Every time there is a drastic change in the look of Logic Pro, as there was from Logic Pro 7 to Logic Pro 8, there are lots of people who like it and many who do not, and Logic Pro X’s new look is no exception. Then there are always those who wished it looked different than any version, more like their favorite mixer or other software app. It has always been possible to modify Logic Pro’s look but it involves plist editing and replacing frameworks and such in the Resources folder that can be daunting. Fortunately now, there is a free app that makes managing GUI themes for Logic Pro X a breeze.
WARNING: Back up your Logic Pro X app or work with a copy. While it is unlikely that anything will get messed up, this is the world of computers, and stuff happens!
Step 1 – Download and Install the Logic Theme Switcher.
This page gives you some very easy but important instructions to follow. There is even a link to a video walkthrough on YouTube.
Step 2 – Download Some Logic Pro X Themes
You can find many terrific and some ugly free (and a couple you must pay for) themes here:
I downloaded a group of them from the latter and so now I have an already created folder for them, which I have moved from my Downloads folder to the root directory of my boot drive, which is critical. Alternatively, you can create our own folder in that location or in your User folder. See my downloaded themes in Pic 1.
Step 3 – Open the Logic Theme Switcher
Logic Pro X must not already be open for this to work. Be aware that if you are running under OSX Mavericks, you will need to go to System Preferences > Security and Privacy > General and where it says "Allow apps downloaded from:" check Anywhere, as you can see I have done in Pic 2.

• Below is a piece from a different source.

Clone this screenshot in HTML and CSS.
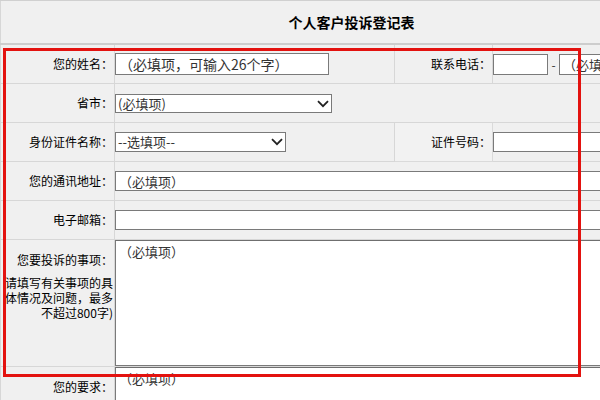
FILE: index.html
```html
<!DOCTYPE html>
<html lang="zh-CN">
<head>
<meta charset="utf-8">
<title>个人客户投诉登记表</title>
<link rel="stylesheet" href="styles.css">
</head>
<body>
<div class="page">
<table class="form">
  <colgroup>
    <col class="c1"><col class="c2"><col class="c3"><col class="c4">
  </colgroup>
  <tr class="title-row">
    <td colspan="4" class="title">个人客户投诉登记表</td>
  </tr>
  <tr class="row">
    <td class="label">您的姓名：</td>
    <td class="field"><input class="in in-name" type="text" value="（必填项，可输入26个字）"></td>
    <td class="label">联系电话：</td>
    <td class="field"><input class="in in-area" type="text" value=""><span class="dash">-</span><input class="in in-phone" type="text" value="（必填项）"></td>
  </tr>
  <tr class="row">
    <td class="label">省市：</td>
    <td class="field" colspan="3">
      <span class="sel sel-city">
        <select class="select"><option>(必填项)</option></select>
        <svg class="chev" width="12" height="8" viewBox="0 0 12 8"><path d="M1 1.2 L6 6.2 L11 1.2" fill="none" stroke="#222" stroke-width="1.8"/></svg>
      </span>
    </td>
  </tr>
  <tr class="row">
    <td class="label">身份证件名称：</td>
    <td class="field">
      <span class="sel sel-id">
        <select class="select"><option>--选填项--</option></select>
        <svg class="chev" width="12" height="8" viewBox="0 0 12 8"><path d="M1 1.2 L6 6.2 L11 1.2" fill="none" stroke="#222" stroke-width="1.8"/></svg>
      </span>
    </td>
    <td class="label label-box">证件号码：</td>
    <td class="field"><input class="in in-wide" type="text" value=""></td>
  </tr>
  <tr class="row">
    <td class="label">您的通讯地址：</td>
    <td class="field" colspan="3"><input class="in in-full" type="text" value="（必填项）"></td>
  </tr>
  <tr class="row">
    <td class="label">电子邮箱：</td>
    <td class="field" colspan="3"><input class="in in-full" type="text" value=""></td>
  </tr>
  <tr>
    <td class="label label-top">
      <div class="label-line">您要投诉的事项：</div>
      <div class="hint">请填写有关事项的具体情况及问题，最多不超过800字)</div>
    </td>
    <td class="field field-area" colspan="3"><textarea class="area area-big">（必填项）</textarea></td>
  </tr>
  <tr>
    <td class="label label-top"><div class="label-line">您的要求：</div></td>
    <td class="field field-area" colspan="3"><textarea class="area area-small">（必填项）</textarea></td>
  </tr>
</table>
<div class="highlight"></div>
</div>
</body>
</html>
```
FILE: styles.css
```css
html, body {
  margin: 0;
  padding: 0;
  background: #f0f0f0;
  overflow: hidden;
}
body {
  font-family: "Noto Sans CJK SC", "Microsoft YaHei", sans-serif;
  color: #000;
}
.page {
  position: relative;
  width: 600px;
  height: 400px;
  overflow: hidden;
}
.form {
  border-collapse: collapse;
  table-layout: fixed;
  width: 702px;
  font-size: 12px;
  background: #f0f0f0;
}
.c1 { width: 114px; }
.c2 { width: 280px; }
.c3 { width: 98px; }
.c4 { width: 210px; }
td {
  border: 1px solid #d7d7d7;
  padding: 0;
}
.title-row td {
  border-top: 1px solid #d0d0d0;
  border-bottom: 2px solid #cdcdcd;
}
.title {
  height: 42px;
  text-align: center;
  font-weight: bold;
  font-size: 14px;
  vertical-align: middle;
}
.row td {
  height: 38px;
  vertical-align: middle;
}
.label {
  text-align: right;
  padding-right: 1px;
  white-space: nowrap;
  line-height: 16px;
}
.label-box {
  border-color: #dadada;
  background: #f2f2f2;
}
.label-top {
  vertical-align: top;
  white-space: normal;
}
.label-line {
  padding-top: 12px;
  white-space: nowrap;
}
.hint {
  margin-top: 7px;
  line-height: 15px;
  text-align: right;
  margin-left: 2px;
}
.field {
  text-align: left;
  white-space: nowrap;
}
.in {
  box-sizing: border-box;
  height: 20px;
  border: 1px solid #7a7a7a;
  background: #fff;
  font-family: "Noto Sans CJK SC", "Microsoft YaHei", sans-serif;
  font-size: 13px;
  color: #333;
  padding: 0 3px;
  margin: 0;
  vertical-align: middle;
  outline: none;
}
.in-name {
  width: 214px;
  height: 22px;
  font-size: 14px;
}
.in-area {
  width: 55px;
  height: 21px;
}
.dash {
  display: inline-block;
  width: 11px;
  text-align: center;
  vertical-align: middle;
  font-size: 12px;
  color: #333;
}
.in-phone {
  width: 110px;
  height: 21px;
}
.in-wide {
  width: 205px;
}
.in-full {
  width: 587px;
}
.sel {
  position: relative;
  display: inline-block;
  vertical-align: middle;
}
.select {
  -webkit-appearance: none;
  appearance: none;
  box-sizing: border-box;
  display: block;
  border: 1px solid #7a7a7a;
  border-radius: 0;
  background: #fff;
  font-family: "Noto Sans CJK SC", "Microsoft YaHei", sans-serif;
  font-size: 13px;
  color: #333;
  padding: 0 2px;
  margin: 0;
  outline: none;
}
.sel-city .select {
  width: 217px;
  height: 19px;
  line-height: 17px;
}
.sel-id .select {
  width: 171px;
  height: 20px;
  line-height: 18px;
}
.chev {
  position: absolute;
  right: 3px;
  top: 50%;
  margin-top: -4px;
  pointer-events: none;
}
.field-area {
  vertical-align: top;
}
.area {
  display: block;
  box-sizing: border-box;
  width: 587px;
  border: 1px solid #7a7a7a;
  border-top-color: #6f6f6f;
  background: #fff;
  font-family: "Noto Sans CJK SC", "Microsoft YaHei", sans-serif;
  font-size: 13px;
  color: #333;
  padding: 2px 3px;
  margin: 0;
  resize: none;
  outline: none;
  line-height: 18px;
}
.area-big {
  height: 126px;
}
.area-small {
  height: 60px;
}
.highlight {
  position: absolute;
  left: 3px;
  top: 48px;
  width: 578px;
  height: 329px;
  box-sizing: border-box;
  border: 3px solid #e3120f;
  pointer-events: none;
}
```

Now you can double-click the Logic Theme Switcher in the Applications folder to open it. If you are going to audition a bunch of themes, it may be handy to put it in the Dock.
The first time you open it, it will prompt you to guide it to the folder where your themes are. It then will make a copy of the Logic framework to a hidden backup folder, but please heed my earlier warning and do not rely solely on this. Better to be safe than sorry.
Step 4 – Choose a Theme
If you have already chosen a custom theme, it will briefly give you a dialogue box to reset it to the default Logic Pro X GUI. See Pic 3.
After a few seconds, that dialogue box will go away and will see the theme selector window that you see here in Pic 4.
I decide to try out a Pro Tools type GUI. I choose it and I see the dialogue box you see in Pic 5.
I click “Nice” and Logic Pro X opens and when I load a project, it now looks like what you see in Pic. 6.
OK, I am not feeling that one personally, so I want to try some others. I need to quit Logic Pro X and start the process again until I finally settle on one.
My present choice is Matthew’s free “bluer” Neve theme. See Pic 7.
There are new ones being created every week. The Logic Pro X sub-forum in the Gearslutz Music Computers forum is the best place to follow them.